Plaintiff argues that, as a threshold matter, Defendant has not adequately established that its Counterclaim arose out of the same transaction or occurrence as Plaintiffs original claim. The Undersigned disagrees. Plaintiff brought the instant action against Defendants’ for Kasmi’s nonpayment to Plaintiff of funds for services performed in repairing the Vessel. Defendants’ Counterclaims allege damage to the vessel as a result of Plaintiff’s negligence, breach of warranty, and breach of contract in repairing the Vessel. This Court finds, without engaging in a protracted analysis of the law in this area, that the present facts clearly indicate that Kas-mi’s Counterclaims arose out of the same transaction or occurrence as Plaintiff’s original claims. Consequently, this Court must examine the substance of Kasmi’s arguments in support of its Motion for Security on Counterclaims.

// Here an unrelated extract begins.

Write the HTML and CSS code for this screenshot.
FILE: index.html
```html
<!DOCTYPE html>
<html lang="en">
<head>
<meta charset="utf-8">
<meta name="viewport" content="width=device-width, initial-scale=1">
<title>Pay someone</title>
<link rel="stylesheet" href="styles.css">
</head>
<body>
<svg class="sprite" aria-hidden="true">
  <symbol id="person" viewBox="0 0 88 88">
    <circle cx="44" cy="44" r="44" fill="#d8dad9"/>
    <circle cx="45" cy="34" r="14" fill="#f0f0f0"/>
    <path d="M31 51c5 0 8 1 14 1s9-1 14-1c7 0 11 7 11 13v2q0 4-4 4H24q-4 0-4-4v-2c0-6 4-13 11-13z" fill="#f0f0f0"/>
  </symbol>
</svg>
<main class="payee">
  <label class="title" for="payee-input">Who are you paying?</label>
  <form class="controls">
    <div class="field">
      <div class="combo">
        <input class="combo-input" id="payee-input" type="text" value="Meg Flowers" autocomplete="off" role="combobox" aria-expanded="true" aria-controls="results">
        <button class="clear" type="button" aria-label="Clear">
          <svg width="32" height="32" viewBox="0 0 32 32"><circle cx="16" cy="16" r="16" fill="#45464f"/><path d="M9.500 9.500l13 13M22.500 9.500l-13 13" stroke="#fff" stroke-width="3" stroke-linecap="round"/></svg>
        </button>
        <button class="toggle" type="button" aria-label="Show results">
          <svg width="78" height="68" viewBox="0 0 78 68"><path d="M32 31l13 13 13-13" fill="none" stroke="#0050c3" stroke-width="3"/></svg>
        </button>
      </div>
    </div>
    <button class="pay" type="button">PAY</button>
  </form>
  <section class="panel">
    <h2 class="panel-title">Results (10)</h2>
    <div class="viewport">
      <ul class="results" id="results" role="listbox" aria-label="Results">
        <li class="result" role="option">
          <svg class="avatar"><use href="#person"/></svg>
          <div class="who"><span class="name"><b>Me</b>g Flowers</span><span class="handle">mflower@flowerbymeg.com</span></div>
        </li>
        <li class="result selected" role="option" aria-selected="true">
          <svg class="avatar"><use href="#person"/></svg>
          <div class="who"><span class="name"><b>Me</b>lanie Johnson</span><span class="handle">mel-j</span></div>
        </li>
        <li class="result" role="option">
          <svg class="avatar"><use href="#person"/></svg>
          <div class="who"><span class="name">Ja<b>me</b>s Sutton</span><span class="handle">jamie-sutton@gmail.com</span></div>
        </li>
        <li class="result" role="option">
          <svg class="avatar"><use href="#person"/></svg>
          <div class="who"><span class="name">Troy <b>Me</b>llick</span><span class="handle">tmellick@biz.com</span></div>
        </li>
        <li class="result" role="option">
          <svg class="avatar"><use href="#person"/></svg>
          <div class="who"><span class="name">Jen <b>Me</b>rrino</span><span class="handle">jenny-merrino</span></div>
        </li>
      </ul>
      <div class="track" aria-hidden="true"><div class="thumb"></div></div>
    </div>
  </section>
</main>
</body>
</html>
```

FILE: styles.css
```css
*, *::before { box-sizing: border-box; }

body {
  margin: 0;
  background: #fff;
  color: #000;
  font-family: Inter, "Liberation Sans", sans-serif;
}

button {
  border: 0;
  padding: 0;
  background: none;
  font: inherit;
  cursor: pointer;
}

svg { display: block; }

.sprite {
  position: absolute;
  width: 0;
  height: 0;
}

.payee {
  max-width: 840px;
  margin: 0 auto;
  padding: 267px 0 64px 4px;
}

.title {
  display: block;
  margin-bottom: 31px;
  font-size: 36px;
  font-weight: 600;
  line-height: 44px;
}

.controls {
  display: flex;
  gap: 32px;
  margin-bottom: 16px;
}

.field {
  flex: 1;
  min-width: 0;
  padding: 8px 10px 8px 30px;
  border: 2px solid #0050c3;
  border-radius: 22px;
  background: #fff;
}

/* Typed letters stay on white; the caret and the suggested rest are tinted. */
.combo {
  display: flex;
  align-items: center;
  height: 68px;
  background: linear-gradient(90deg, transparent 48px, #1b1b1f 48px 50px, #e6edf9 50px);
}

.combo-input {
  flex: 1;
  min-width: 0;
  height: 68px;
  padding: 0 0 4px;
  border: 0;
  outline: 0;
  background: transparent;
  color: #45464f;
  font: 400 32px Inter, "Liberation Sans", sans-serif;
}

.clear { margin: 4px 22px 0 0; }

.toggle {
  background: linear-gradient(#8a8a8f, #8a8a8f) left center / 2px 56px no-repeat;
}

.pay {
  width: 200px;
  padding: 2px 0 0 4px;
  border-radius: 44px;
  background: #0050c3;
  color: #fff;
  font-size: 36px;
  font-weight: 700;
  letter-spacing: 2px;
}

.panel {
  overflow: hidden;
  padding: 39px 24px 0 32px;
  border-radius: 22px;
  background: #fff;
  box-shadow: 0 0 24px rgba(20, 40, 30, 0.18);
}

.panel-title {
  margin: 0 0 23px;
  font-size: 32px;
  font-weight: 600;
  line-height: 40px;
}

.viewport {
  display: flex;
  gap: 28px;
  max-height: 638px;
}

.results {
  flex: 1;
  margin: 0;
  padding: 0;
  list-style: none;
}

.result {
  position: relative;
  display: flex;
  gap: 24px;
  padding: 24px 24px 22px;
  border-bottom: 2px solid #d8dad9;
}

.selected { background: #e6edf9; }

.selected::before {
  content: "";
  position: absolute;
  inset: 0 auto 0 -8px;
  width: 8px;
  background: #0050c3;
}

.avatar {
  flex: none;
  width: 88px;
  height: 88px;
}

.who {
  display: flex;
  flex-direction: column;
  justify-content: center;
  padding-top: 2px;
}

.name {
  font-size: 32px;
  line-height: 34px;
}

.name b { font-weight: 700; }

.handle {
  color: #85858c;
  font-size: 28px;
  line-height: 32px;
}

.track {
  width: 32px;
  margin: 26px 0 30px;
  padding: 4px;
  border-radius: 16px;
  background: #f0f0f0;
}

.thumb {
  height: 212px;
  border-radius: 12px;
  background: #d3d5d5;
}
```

Kasmi argues that the plain language of Rule E(7) requires Plaintiff to post a bond or other security on the Counterclaims filed in this action. The Court is ' not persuaded by Defendant’s reasoning in this regard. Rule E(7) mandates the posting of countersecurity in the instant unless the Court, for cause shown, directs otherwise. In the present case, Defendants’ authorized representative executed Plaintiff’s Notice of Repairs Satisfactorily Completed, confirming that the repairs performed by Plaintiff to the Vessel had been satisfactorily completed. The Undersigned believes that this fact alone indicates that Defendants’ Counterclaims may be frivolous, and constitutes sufficient cause shown to remove the presumption of countersecurity dictated by Rule E(7). The Court would like to note parenthetically that this preliminary determination of the nature of Defendants’ Counterclaims is germane only to the instant determination of the posting of countersecurity. It in no way speaks to the merits of Defendants’ Counterclaims and has no res judicata or collateral estop-pel effect.

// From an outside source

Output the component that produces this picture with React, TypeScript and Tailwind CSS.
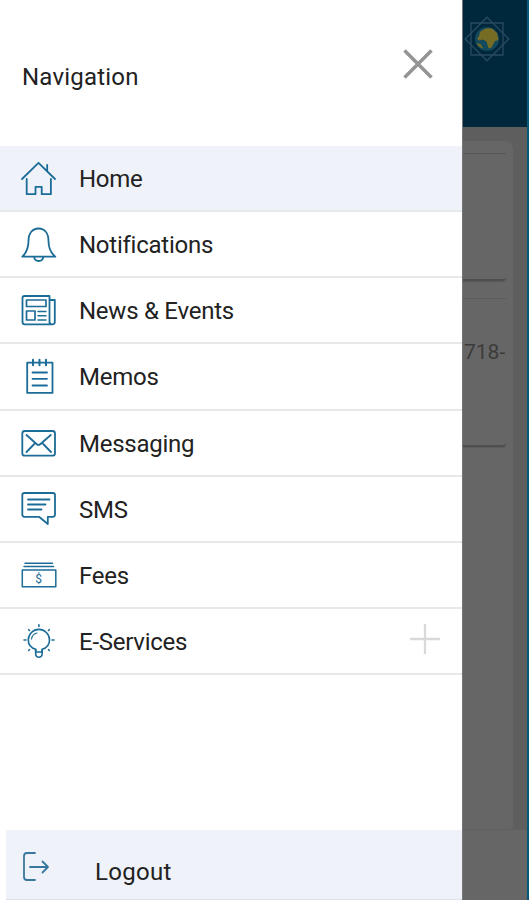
import type { ReactNode } from "react";

function RowIcon({ children }: { children: ReactNode }) {
  return (
    <svg
      viewBox="16 0 44 66"
      className="h-[66px] w-11 shrink-0"
      fill="none"
      stroke="#1c6c98"
      strokeWidth="1.8"
      strokeLinecap="round"
      strokeLinejoin="round"
      aria-hidden="true"
    >
      {children}
    </svg>
  );
}

const items: { label: string; icon: ReactNode; expandable?: boolean }[] = [
  {
    label: "Home",
    icon: (
      <>
        <path d="M22 33 38.5 16.8 55 33M47.2 24.5V18.8" />
        <path d="M26.7 33v15.2h8.8v-7.4h6.2v7.4h9.2V33" />
      </>
    ),
  },
  {
    label: "Notifications",
    icon: (
      <>
        <path d="M22.3 44.7c5-4.7 6.2-9.5 6.2-15.7 0-8 4-12.5 10-12.5s10 4.5 10 12.5c0 6.2 1.2 11 6.8 15.7Z" />
        <path d="M34.2 45c.3 5.3 8.7 5.3 9 0" />
      </>
    ),
  },
  {
    label: "News & Events",
    icon: (
      <>
        <path d="M49.5 18H24.5q-2 0-2 2v24q0 2.300 2.300 2.300h28q2-.3 2-2.300V22h-5.300V18Zm0 4v22q0 2.300 2.500 2.300" />
        <path d="M26.500 22h19.500v6.500H26.500Z M26.500 33h8.500v9h-8.500Z" strokeWidth="1.700" />
        <path d="M38 33.500h8M38 37.700h8M38 41.900h8" strokeWidth="1.500" />
      </>
    ),
  },
  {
    label: "Memos",
    icon: (
      <>
        <path d="M27.200 18.700h25.300v30.200H27.200Z" />
        <path d="M33 15.700v5.600M39.500 15.700v5.600M46 15.700v5.600" strokeWidth="2" />
        <path d="M32.500 28.500h14.500M32.500 34.800h14.500M32.500 41.500h14.500" />
      </>
    ),
  },
  {
    label: "Messaging",
    icon: (
      <>
        <rect x="22.300" y="20" width="32.700" height="24.700" rx="2.500" />
        <path d="m26.500 24 10 9q2 1.800 4 0l10.300-9M26.500 41l7.800-8M51 41l-7.800-8" />
      </>
    ),
  },
  {
    label: "SMS",
    icon: (
      <>
        <path d="M24.500 16h28.300q2.200 0 2.200 2.200v19.400q0 2.200-2.200 2.200h-5V47L39 39.800H24.500q-2.200 0-2.200-2.200V18.200q0-2.200 2.200-2.200Z" />
        <path d="M28 22.500h21.500M28 27.500h17.500M28 32.500h13.500" />
      </>
    ),
  },
  {
    label: "Fees",
    icon: (
      <>
        <path d="M25 20.300h27.500M24 23.500h29.500" strokeWidth="1.500" />
        <path d="M22.300 27h33.500v16.800H22.300Z" strokeWidth="1.500" />
        <text
          x="38.500"
          y="39.800"
          textAnchor="middle"
          fill="#1c6c98"
          stroke="none"
          className="font-['Roboto',sans-serif] text-[12px]"
        >
          $
        </text>
      </>
    ),
  },
  {
    label: "E-Services",
    expandable: true,
    icon: (
      <>
        <path
          d="M35.700 43v-2.700c-5-1.500-7.400-5.300-7.400-9.300a10.600 10.600 0 0 1 21.200 0c0 4-2.500 7.800-7.300 9.300V43"
          strokeWidth="1.600"
        />
        <path d="M35.700 40.500v5q.4 2.800 3.200 2.800t3.200-2.800v-5M36 43h6" strokeWidth="1.600" />
        <path d="M31.500 30q.8-5 5.500-6" strokeWidth="1.200" />
        <path
          d="M38.900 15.700v1.800M24 31h2M52 31h2M28.700 20.700l.8.800M49.300 20.700l-.8.800M28.700 41.500l.8-.8M49.300 41.500l-.8-.8"
          strokeWidth="1.600"
        />
      </>
    ),
  },
];

function Crest() {
  return (
    <svg viewBox="0 0 46 46" className="h-[46px] w-[46px]" fill="none" aria-hidden="true">
      <g stroke="#2a4a61" strokeWidth="1.300">
        <path d="M7 7h32v32H7Z" />
        <path d="M23 1.200 44.800 23 23 44.800 1.200 23Z" />
      </g>
      <circle cx="23" cy="23" r="12" fill="#13495d" />
      <path d="M16 16q5-5 12-3.500l5 4.500 1.500 7-3.500 1-3.500 6.500-3 1-2-7-3.500-2-4 1-2-2 2-2Z" fill="#776c24" />
      <path d="m12.500 27 4 1 3 4.500q-5-1-7-5.500Z" fill="#706a27" />
    </svg>
  );
}

function DimmedPage() {
  return (
    <div className="flex min-w-0 flex-1 flex-col border-r-2 border-[#07597b] bg-[#5e5e5e]">
      <div className="h-[127px] shrink-0 bg-[#00283d] pt-4 pl-px">
        <Crest />
      </div>
      <div className="mt-[14px] mr-[14px] flex h-[688px] shrink-0 flex-col rounded-tr-lg rounded-br bg-[#666]">
        <div className="mt-3 mr-[7px] h-[128px] rounded-br-sm border-t border-b-2 border-t-[#555] border-b-[#4e4e4e] shadow-[0_1px_1px_#5a5a5a]" />
        <div className="mt-[17px] mr-[7px] h-[149px] rounded-br-sm border-t border-b-2 border-t-[#5b5b5b] border-b-[#4e4e4e] pt-[41px] pl-px shadow-[0_1px_1px_#5a5a5a]">
          <span className="block text-[21px] leading-6 whitespace-nowrap text-[#3b3b3b]">718-</span>
        </div>
      </div>
      <div className="flex-1 border-t border-[#606060] bg-[#666]" />
    </div>
  );
}

export default function App() {
  return (
    <div className="flex h-[900px] w-[529px] overflow-hidden bg-white font-['Roboto',sans-serif] text-[#222]">
      <aside className="flex w-[463px] shrink-0 flex-col border-r border-[#777] bg-white">
        <header className="flex h-[146px] shrink-0 items-start justify-between pr-[29px] pl-[22px]">
          <h1 className="mt-[62px] text-2xl leading-[30px] font-normal tracking-[0.2px]">Navigation</h1>
          <button className="mt-[49px]" aria-label="Close">
            <svg viewBox="0 0 30 30" className="h-[30px] w-[30px]" stroke="#949494" strokeWidth="3.500">
              <path d="m1.500 1.500 27 27M28.500 1.500l-27 27" />
            </svg>
          </button>
        </header>
        <nav className="flex h-[529px] shrink-0 flex-col">
          {items.map(({ label, icon, expandable }) => (
            <a
              key={label}
              className="flex min-h-0 flex-1 items-center border-b-2 border-[#e7e8ea] pt-[2px] pr-[22px] pl-4 first:bg-[#eff3f9]"
            >
              <RowIcon>{icon}</RowIcon>
              <span className="ml-[19px] text-2xl leading-8 tracking-[-0.25px]">{label}</span>
              {expandable && (
                <svg viewBox="0 0 30 30" className="-mt-[5px] ml-auto h-[30px] w-[30px]" stroke="#d9d9d9" strokeWidth="2.300">
                  <path d="M15 0v30M0 15h30" />
                </svg>
              )}
            </a>
          ))}
        </nav>
        <footer className="mt-auto ml-[6px] flex h-[70px] shrink-0 items-start border-b border-[#dce2ec] bg-[#eff3f9] pl-4">
          <svg
            viewBox="0 0 30 32"
            className="mt-[21px] h-8 w-[30px]"
            fill="none"
            stroke="#39789e"
            strokeWidth="1.800"
            strokeLinecap="round"
            strokeLinejoin="round"
          >
            <path d="M13 2H5Q2 2 2 5v21q0 3 3 3h8M8 16h18M20.500 10.500 26 16l-5.500 5.500" />
          </svg>
          <span className="mt-[26px] ml-[43px] text-2xl leading-8 tracking-[0.3px]">Logout</span>
        </footer>
      </aside>
      <DimmedPage />
    </div>
  );
}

Furthermore, Plaintiff in the case at bar does not seek to release its property from Counterplaintiff’s custody. Consequently, this Court must be reluctant to require Plaintiff to post countersecurity. Id. at 349. Upon careful review of the record, it is hereby

ORDERED AND ADJUDGED that Defendant’s Motion for Security on Counterclaim is DENIED.

DONE AND ORDERED.

. The United States Court of Appeals for the Fifth Circuit elaborated on the purpose of Rule E(7):

The rule is straightforward when the defendant posts security to guaranty payment of an adverse judgment — typically the posting of a vessel — the complainant may be required to furnish security for the satisfaction of a counterclaim. Although the language of the rule is automatic it is not absolute, for the original seizing complainant may be excused by the court "for cause shown.” Absent this relief by the court, the intent of the rule is manifest: It is "to place the parties on an equality as regards security.” Washington-Southern Navigation Co. v. Baltimore & Philadelphia Steamboat Co., 263 U.S. 629, 44 S.Ct. 220, 68 L.Ed. 480 (1924).

Titan Navigation, Inc. v. Timsco, Inc., 808 F.2d 400, 403 (5th Cir.1987).